Within eight months social workers took me away from my father's family; again, to protect me from abuse. I was placed in a shelter care home, temporarily, and then I was placed in a group home. The Court deemed both of my families' homes unsafe for me, and I was made a permanent Ward of the Court. It was like I had dropped off of the face of the planet. None of my family members came to visit me. Nobody called me. Nobody so much as wrote me a letter. I understood: they didn't want me. I grew up angry after that, fighting, rebelling against the authority, and getting into a lot of trouble. I was put into juvenile detention camps, boot camps, and more group homes until I turned eighteen.

On my eighteenth birthday I was legally an adult, and I had to appear in court to be cut loose from the system. My mother didn't come to the hearing, but my father showed up to ensure that he no longer had to pay the county for my care. I had nowhere to go and I wound up homeless, staying over at the homes of high school friends for a few days at a time, like a drifter. Eventually I wore out my welcome, and I found myself living on the streets. I started drinking, heavily. One night, fifty-two days after my eighteenth birthday, I was involved in a drunken fist --fight with another homeless man.
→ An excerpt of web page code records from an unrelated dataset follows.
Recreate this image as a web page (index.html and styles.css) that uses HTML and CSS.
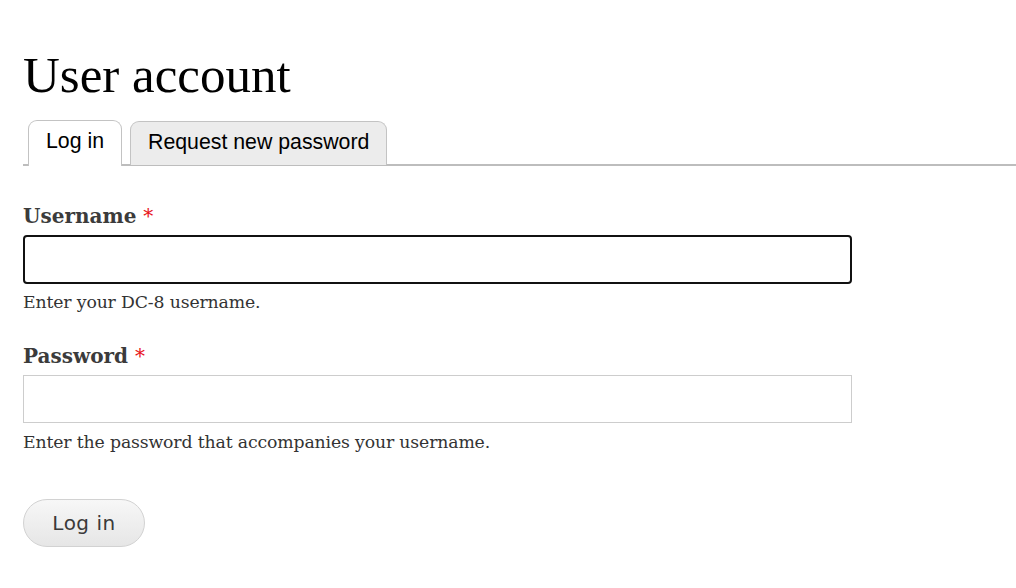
FILE: index.html
```html
<!DOCTYPE html>
<html lang="en">
<head>
<meta charset="utf-8">
<title>User account</title>
<link rel="stylesheet" href="styles.css">
</head>
<body>
<main class="page">
  <h1 class="title">User account</h1>
  <nav class="tabs">
    <a class="tab tab-active" href="#">Log in</a>
    <a class="tab" href="#">Request new password</a>
  </nav>
  <form class="login-form">
    <div class="field">
      <label class="label" for="name">Username <span class="req">*</span></label>
      <input class="input input-focus" id="name" type="text">
      <div class="desc">Enter your DC-8 username.</div>
    </div>
    <div class="field field-pass">
      <label class="label" for="pass">Password <span class="req">*</span></label>
      <input class="input" id="pass" type="password">
      <div class="desc">Enter the password that accompanies your username.</div>
    </div>
    <button class="button" type="button">Log in</button>
  </form>
</main>
</body>
</html>
```

FILE: styles.css
```css
html, body {
  margin: 0;
  padding: 0;
  background: #fff;
}

.page {
  padding: 0 0 0 23px;
}

.title {
  margin: 50px 0 0 0;
  font-family: "Liberation Serif", serif;
  font-weight: normal;
  font-size: 51px;
  line-height: 50px;
  color: #000;
}

.tabs {
  display: flex;
  align-items: flex-end;
  gap: 8px;
  margin-top: 21px;
  padding-left: 5px;
  border-bottom: 2px solid #bdbdbd;
  height: 43px;
}

.tab {
  display: block;
  box-sizing: border-box;
  height: 44px;
  margin-bottom: -1px;
  padding: 0 17px;
  border: 1px solid #c3c3c3;
  border-bottom: none;
  border-radius: 9px 9px 0 0;
  background: #ececec;
  color: #000;
  text-decoration: none;
  font-family: "Liberation Sans", Arial, sans-serif;
  font-size: 21.3px;
  line-height: 41px;
}

.tab-active {
  background: #fff;
  height: 46px;
  margin-bottom: -2px;
  padding-bottom: 2px;
}

.login-form {
  margin-top: 38px;
  font-family: "DejaVu Serif", serif;
  color: #3b3b3b;
}

.field {
  display: flex;
  flex-direction: column;
  align-items: flex-start;
}

.field-pass {
  margin-top: 30px;
}

.label {
  font-weight: bold;
  font-size: 20px;
  line-height: 24px;
  color: #3b3b3b;
}

.req {
  color: #e8141b;
  font-size: 20px;
  font-weight: normal;
}

.input {
  box-sizing: border-box;
  width: 829px;
  height: 48px;
  margin: 8px 0 0 0;
  padding: 0 8px;
  border: 1px solid #cdcdcd;
  border-radius: 0;
  background: #fff;
  font-family: "DejaVu Serif", serif;
  font-size: 17px;
  outline: none;
}

.input-focus {
  height: 49px;
  margin-top: 7px;
  border: 2px solid #111;
  border-radius: 4px;
}

.field-pass .input {
  margin-top: 7px;
}

.desc {
  margin-top: 6px;
  font-size: 17.3px;
  letter-spacing: -0.15px;
  line-height: 24px;
  color: #333;
}

.field-pass .desc {
  margin-top: 7px;
}

.button {
  display: block;
  box-sizing: border-box;
  width: 122px;
  height: 48px;
  margin-top: 45px;
  padding: 0;
  border: 1px solid #d2d2d2;
  border-radius: 24px;
  background: linear-gradient(to bottom, #f7f7f7, #e6e6e6);
  color: #3a3a3a;
  font-family: "DejaVu Sans", sans-serif;
  font-size: 20px;
  letter-spacing: 0.5px;
  cursor: pointer;
}
```
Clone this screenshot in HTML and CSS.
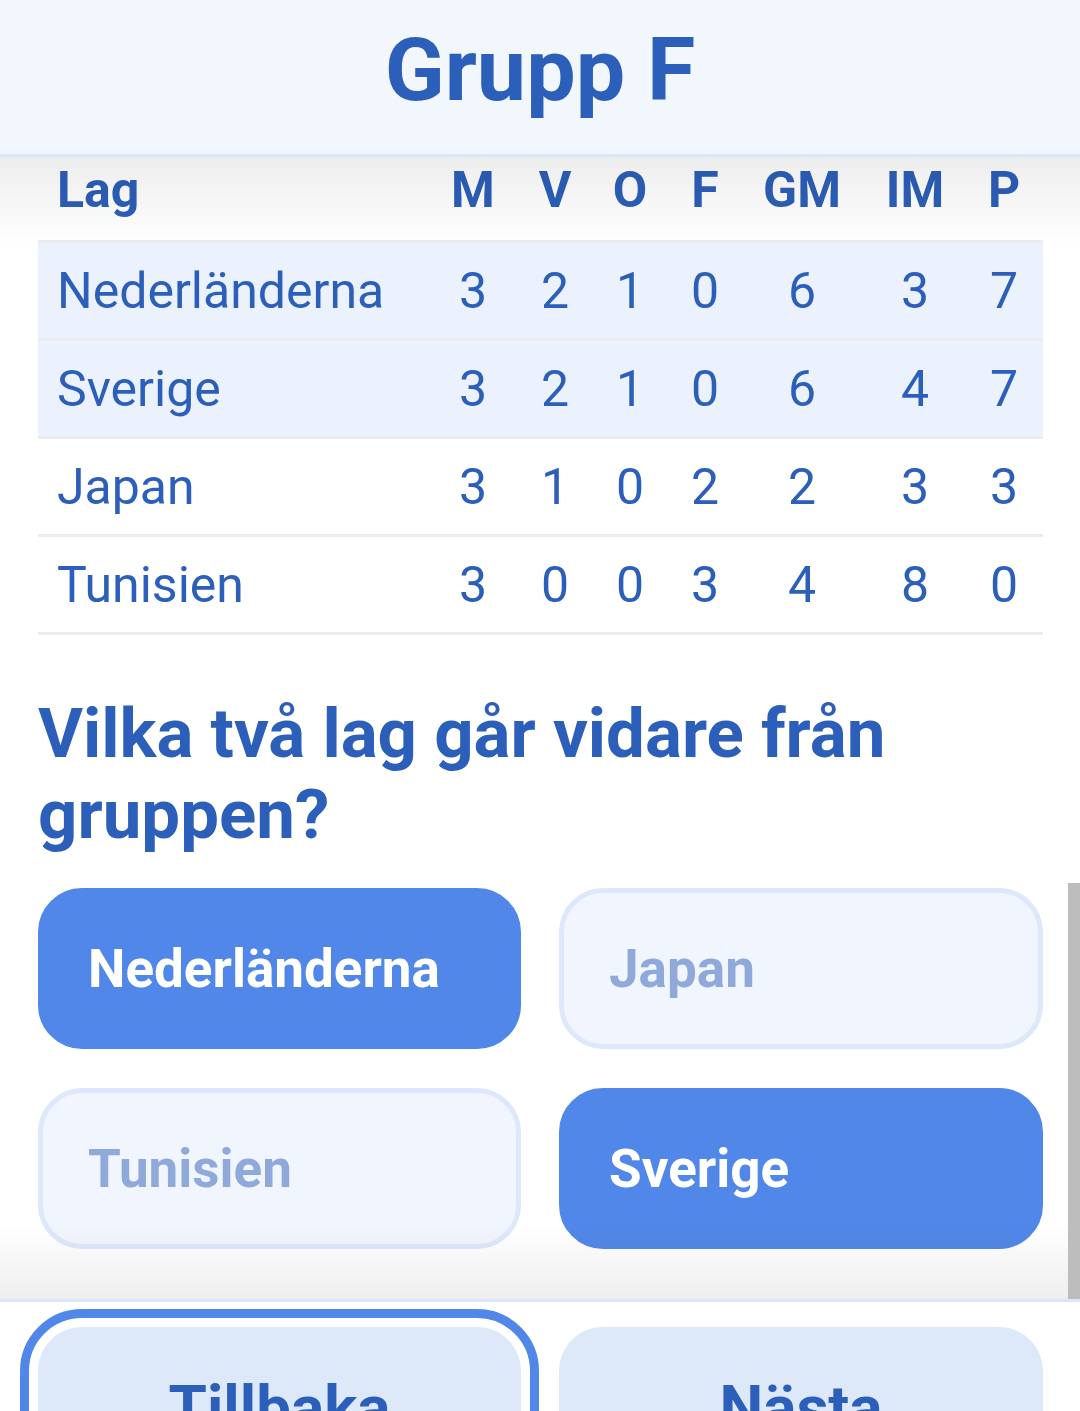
FILE: index.html
```html
<!DOCTYPE html>
<html lang="sv">
<head>
<meta charset="utf-8">
<title>Grupp F</title>
<link rel="stylesheet" href="styles.css">
</head>
<body>
<div class="app">
  <header class="topbar">
    <h1 class="title">Grupp F</h1>
  </header>
  <main class="content">
    <div class="table">
      <div class="row head">
        <div class="cell team">Lag</div>
        <div class="cell">M</div>
        <div class="cell">V</div>
        <div class="cell">O</div>
        <div class="cell">F</div>
        <div class="cell">GM</div>
        <div class="cell">IM</div>
        <div class="cell">P</div>
      </div>
      <div class="row hl">
        <div class="cell team">Nederländerna</div>
        <div class="cell">3</div><div class="cell">2</div><div class="cell">1</div><div class="cell">0</div><div class="cell">6</div><div class="cell">3</div><div class="cell">7</div>
      </div>
      <div class="row hl">
        <div class="cell team">Sverige</div>
        <div class="cell">3</div><div class="cell">2</div><div class="cell">1</div><div class="cell">0</div><div class="cell">6</div><div class="cell">4</div><div class="cell">7</div>
      </div>
      <div class="row">
        <div class="cell team">Japan</div>
        <div class="cell">3</div><div class="cell">1</div><div class="cell">0</div><div class="cell">2</div><div class="cell">2</div><div class="cell">3</div><div class="cell">3</div>
      </div>
      <div class="row">
        <div class="cell team">Tunisien</div>
        <div class="cell">3</div><div class="cell">0</div><div class="cell">0</div><div class="cell">3</div><div class="cell">4</div><div class="cell">8</div><div class="cell">0</div>
      </div>
    </div>
    <h2 class="question">Vilka två lag går vidare från gruppen?</h2>
    <div class="choices">
      <button class="choice selected">Nederländerna</button>
      <button class="choice">Japan</button>
      <button class="choice">Tunisien</button>
      <button class="choice selected">Sverige</button>
    </div>
    <div class="scrollthumb"></div>
  </main>
  <footer class="bottombar">
    <button class="nav focused">Tillbaka</button>
    <button class="nav">Nästa</button>
  </footer>
</div>
</body>
</html>
```

FILE: styles.css
```css
html, body {
  margin: 0;
  padding: 0;
  background: #ffffff;
}
body {
  font-family: Roboto, "Noto Sans", "Liberation Sans", sans-serif;
  color: #2c5fb9;
}
.app {
  width: 1080px;
  height: 1411px;
  overflow: hidden;
  display: flex;
  flex-direction: column;
}
.topbar {
  height: 154px;
  flex: none;
  background: #f2f7fe;
  border-bottom: 3px solid #dbe6f7;
  box-sizing: content-box;
}
.title {
  margin: 0;
  padding-top: 26px;
  font-size: 88px;
  line-height: 88px;
  font-weight: 700;
  text-align: center;
  color: #2c5fb9;
}
.content {
  position: relative;
  height: 1142px;
  flex: none;
  overflow: hidden;
  padding: 0 37px 0 38px;
  box-sizing: border-box;
}
.content::before {
  content: "";
  position: absolute;
  left: 0;
  right: 0;
  top: 0;
  height: 90px;
  background: linear-gradient(to bottom, rgba(0,0,0,0.07), rgba(0,0,0,0));
  pointer-events: none;
}
.content::after {
  content: "";
  position: absolute;
  left: 0;
  right: 0;
  bottom: 0;
  height: 75px;
  background: linear-gradient(to top, rgba(0,0,0,0.065), rgba(0,0,0,0));
  pointer-events: none;
}
.scrollthumb {
  position: absolute;
  right: 0;
  top: 726px;
  width: 12px;
  height: 416px;
  background: #bdbdbd;
  z-index: 2;
}
.table {
  width: 1005px;
}
.row {
  display: grid;
  grid-template-columns: 387px 96px 68px 82px 68px 126px 100px 78px;
  height: 98px;
  box-sizing: border-box;
  border-bottom: 3px solid #ececec;
  align-items: center;
  font-size: 50px;
  font-weight: 400;
}
.row.head {
  height: 86px;
  padding-bottom: 17px;
  font-weight: 700;
}
.row.hl {
  background: #ebf2fd;
}
.cell {
  text-align: center;
  white-space: nowrap;
}
.cell.team {
  text-align: left;
  padding-left: 19px;
}
.question {
  margin: 58px 0 33px 0;
  font-size: 69px;
  line-height: 81px;
  font-weight: 700;
  color: #2c5fb9;
  width: 1005px;
}
.choices {
  display: grid;
  grid-template-columns: 483px 484px;
  column-gap: 38px;
  row-gap: 39px;
  width: 1005px;
}
.choice {
  height: 161px;
  border-radius: 44px;
  border: 5px solid #dde8fb;
  background: #f0f5fe;
  color: #8fa9da;
  font-family: Roboto, "Noto Sans", "Liberation Sans", sans-serif;
  font-size: 53px;
  font-weight: 700;
  text-align: left;
  padding: 0 0 0 45px;
  display: flex;
  align-items: center;
  box-sizing: border-box;
}
.choice.selected {
  background: #5187e8;
  border-color: #5187e8;
  color: #ffffff;
}
.bottombar {
  flex: none;
  border-top: 3px solid #dbe6f7;
  padding: 25px 37px 0 38px;
  display: grid;
  grid-template-columns: 483px 484px;
  column-gap: 38px;
  align-items: start;
}
.nav {
  height: 161px;
  border-radius: 44px;
  border: none;
  background: #dde8f9;
  color: #2c5fb9;
  font-family: Roboto, "Noto Sans", "Liberation Sans", sans-serif;
  font-size: 62px;
  font-weight: 700;
  text-align: center;
  padding: 0;
}
.nav.focused {
  outline: 9px solid #5187e8;
  outline-offset: 9px;
}
```
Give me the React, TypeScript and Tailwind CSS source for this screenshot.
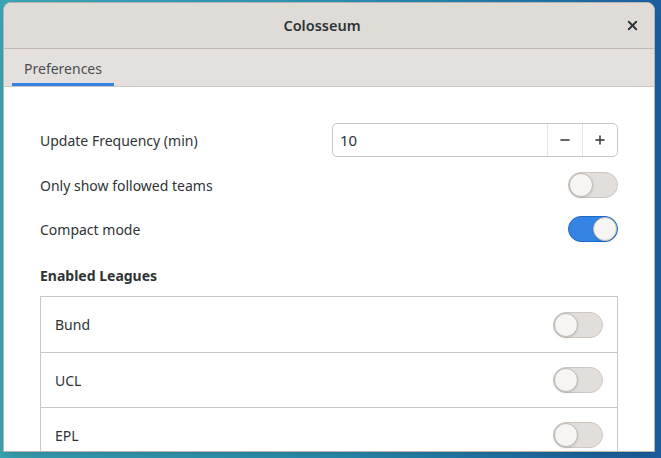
import { X, Minus, Plus } from "lucide-react";

const font = { fontFamily: '"Noto Sans", "Open Sans", sans-serif' };

const Switch = ({ on = false }: { on?: boolean }) => (
  <div
    className={`flex h-[26px] w-[50px] items-center rounded-full border ${
      on ? "justify-end border-[#1b6acb] bg-[#3584e4]" : "justify-start border-[#cdc7c2] bg-[#e1dedb]"
    }`}
  >
    <div className="h-[24px] w-[24px] rounded-full border border-[#bfb8b1] bg-[#f6f5f4] shadow-sm" />
  </div>
);

const leagues = ["Bund", "UCL", "EPL"];

export default function App() {
  return (
    <div
      className="h-[458px] w-[661px] overflow-hidden bg-gradient-to-r from-[#3aa3b4] via-[#2a8fb0] to-[#1b5e9e] pt-[2px] pl-[3px] pr-[6px]"
      style={font}
    >
      <div className="flex h-[450px] flex-col overflow-hidden rounded-t-[8px] border border-[#b9b4ae] bg-white text-[#2e3436] shadow-lg">
        <div className="flex h-[46px] shrink-0 items-center border-b border-[#c0bab4] bg-[#dfdcd8]">
          <div className="flex-1" />
          <div className="text-[14.5px] font-semibold text-[#2e3436]">Colosseum</div>
          <div className="flex flex-1 justify-end pr-[14px]">
            <X className="h-[15px] w-[15px]" strokeWidth={3} />
          </div>
        </div>
        <div className="flex h-[38px] shrink-0 items-end border-b border-[#cdc7c2] bg-[#e3e0dd] pl-[8px]">
          <div className="flex h-full w-[102px] flex-col justify-between">
            <div className="flex flex-1 items-center justify-center pt-[5px] text-[14px] text-[#4a4f52]">Preferences</div>
            <div className="h-[3px] bg-[#3584e4]" />
          </div>
        </div>
        <div className="flex flex-col px-[36px] pt-[36px] text-[14px]">
          <div className="flex h-[34px] items-center justify-between">
            <span>Update Frequency (min)</span>
            <div className="flex h-[34px] w-[286px] items-stretch rounded-[5px] border border-[#cdc7c2]">
              <div className="flex flex-1 items-center pl-[7px] text-[15px]">10</div>
              <div className="flex w-[35px] items-center justify-center border-l border-[#e6e3e0]">
                <Minus className="h-[14px] w-[14px]" strokeWidth={2.5} />
              </div>
              <div className="flex w-[35px] items-center justify-center border-l border-[#e6e3e0]">
                <Plus className="h-[14px] w-[14px]" strokeWidth={2.5} />
              </div>
            </div>
          </div>
          <div className="mt-[15px] flex h-[26px] items-center justify-between">
            <span>Only show followed teams</span>
            <Switch />
          </div>
          <div className="mt-[18px] flex h-[26px] items-center justify-between">
            <span>Compact mode</span>
            <Switch on />
          </div>
          <div className="mt-[23px] font-bold">Enabled Leagues</div>
          <div className="mt-[10px] border border-[#cdc7c2]">
            {leagues.map((l, i) => (
              <div
                key={l}
                className={`flex h-[55px] items-center justify-between pl-[14px] pr-[14px] ${
                  i > 0 ? "border-t border-[#cdc7c2]" : ""
                }`}
              >
                <span>{l}</span>
                <Switch />
              </div>
            ))}
          </div>
        </div>
      </div>
    </div>
  );
}
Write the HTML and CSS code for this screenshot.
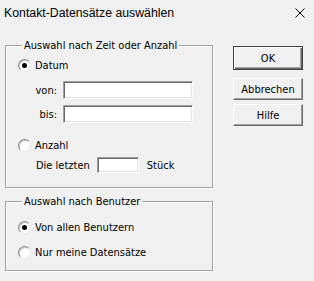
FILE: index.html
```html
<!doctype html>
<html lang="de">
  <head>
    <meta charset="UTF-8" />
    <title>Kontakt-Datensätze auswählen</title>
    <link rel="stylesheet" href="styles.css">
  </head>
  <body>
    <div class="dialog">
      <!-- Titelleiste -->
      <div class="titlebar">
        <span class="title">Kontakt-Datensätze auswählen</span>
        <svg class="close" width="10" height="10" viewBox="0 0 10 10">
          <path d="M0.5 0.5 L9.5 9.5 M9.5 0.5 L0.5 9.5" stroke="#000" stroke-width="1" fill="none" />
        </svg>
      </div>

      <div class="content">
        <div class="groups">
          <!-- Zeit oder Anzahl -->
          <fieldset class="group group-time">
            <legend>Auswahl nach Zeit oder Anzahl</legend>
            <div class="radio-row"><span class="radio checked"></span>Datum</div>
            <div class="field-row row-von">
              <span class="field-label">von:</span>
              <span class="textbox date-box"></span>
            </div>
            <div class="field-row row-bis">
              <span class="field-label">bis:</span>
              <span class="textbox date-box"></span>
            </div>
            <div class="radio-row row-anzahl"><span class="radio"></span>Anzahl</div>
            <div class="count-row">
              <span>Die letzten</span>
              <span class="textbox count-box"></span>
              <span>Stück</span>
            </div>
          </fieldset>

          <!-- Benutzer -->
          <fieldset class="group group-user">
            <legend>Auswahl nach Benutzer</legend>
            <div class="radio-row"><span class="radio checked"></span>Von allen Benutzern</div>
            <div class="radio-row row-mine"><span class="radio"></span>Nur meine Datensätze</div>
          </fieldset>
        </div>

        <div class="buttons">
          <div class="button default">OK</div>
          <div class="button btn-cancel">Abbrechen</div>
          <div class="button btn-help">Hilfe</div>
        </div>
      </div>
    </div>
  </body>
</html>
```

FILE: styles.css
```css
body {
  margin: 0;
  background: #f0f0f0;
}

.dialog {
  width: 314px;
  height: 281px;
  background: #f0f0f0;
  color: #000;
  font-family: "DejaVu Sans Condensed", "DejaVu Sans", sans-serif;
  font-size: 11px;
  overflow: hidden;
}

/* Title bar */
.titlebar {
  height: 25px;
  display: flex;
  align-items: center;
  justify-content: space-between;
  padding: 0 9px 0 4px;
}

.title {
  font-family: "Liberation Sans", Arial, sans-serif;
  font-size: 12.3px;
}

.close {
  display: block;
}

/* Main area */
.content {
  display: flex;
  padding: 14px 0 0 5px;
}

.groups {
  width: 208px;
}

.group {
  margin: 0;
  padding: 0;
  border: 1px solid #a0a0a0;
  box-shadow: inset 1px 1px 0 #fff, 1px 1px 0 #fff;
}

.group legend {
  margin-left: 4px;
  padding: 0 2px;
  line-height: 13px;
  background: #f0f0f0;
}

.group-time {
  padding: 5px 0 14px 12px;
}

.group-user {
  margin-top: 7px;
  padding: 11px 0 10px 12px;
}

/* Radio buttons */
.radio-row {
  display: flex;
  align-items: center;
  height: 16px;
  gap: 4px;
}

.radio {
  position: relative;
  width: 11px;
  height: 11px;
  border-radius: 50%;
  background: #fff;
  border: 1px solid;
  border-color: #8a8a8a #e8e8e8 #e8e8e8 #8a8a8a;
  box-shadow: inset 1px 1px 0 #c8c8c8;
}

.radio.checked::after {
  content: "";
  position: absolute;
  left: 3px;
  top: 3px;
  width: 5px;
  height: 5px;
  border-radius: 50%;
  background: #000;
}

/* Date fields */
.field-row {
  display: flex;
  align-items: center;
  gap: 6px;
}

.row-von {
  margin-top: 8px;
}

.row-bis {
  margin-top: 6px;
}

.field-label {
  width: 39px;
  text-align: right;
}

.textbox {
  display: block;
  box-sizing: border-box;
  background: #fff;
  border: 1px solid;
  border-color: #a0a0a0 #fff #fff #a0a0a0;
  box-shadow: inset 1px 1px 0 #696969, inset -1px -1px 0 #e3e3e3;
}

.date-box {
  width: 130px;
  height: 18px;
}

.row-anzahl {
  margin-top: 14px;
}

.count-row {
  display: flex;
  align-items: center;
  margin: 4px 0 0 18px;
}

.count-box {
  width: 42px;
  height: 16px;
  margin: 0 8px 0 7px;
}

.row-mine {
  margin-top: 9px;
}

/* Buttons */
.buttons {
  display: flex;
  flex-direction: column;
  margin-left: 20px;
  padding-top: 7px;
}

.button {
  box-sizing: border-box;
  width: 70px;
  height: 22px;
  display: flex;
  align-items: center;
  justify-content: center;
  background: #f0f0f0;
  border: 1px solid;
  border-color: #fff #696969 #696969 #fff;
  box-shadow: inset -1px -1px 0 #a0a0a0;
}

.button.default {
  height: 24px;
  border: 1px solid #404040;
  box-shadow: inset 1px 1px 0 #fff, inset -1px -1px 0 #696969, inset -2px -2px 0 #a0a0a0;
}

.btn-cancel {
  margin-top: 8px;
}

.btn-help {
  margin-top: 4px;
}
```
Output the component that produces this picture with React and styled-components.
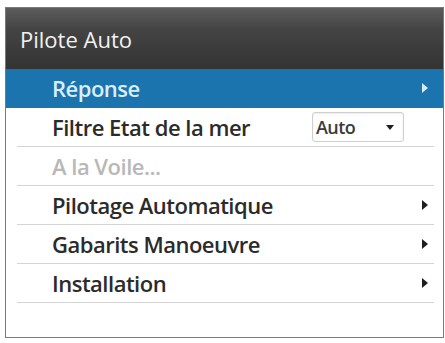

He was severely injured. I was arrested for hurting him, and put in jail. He died nearly three months later, allegedly from a brain injury that prosecutors claimed I had caused. I was convicted of second degree murder, and sentenced to fifteen years to life in prison.

I haven't seen any of my family members in over a decade, and I haven't seen my mother or her family since I was a child. I write letters to them once in a while. Nobody writes back. My mother contacted me a few years ago and gave me her phone number. I call her on occasion, but I don't really have much to say to her. She does most of the talking. She tells me about her family, about what is going on in their lives. I listen, an outsider looking in, and wish I could be an insider. I straddle two families. I know about them, but I don't really know them.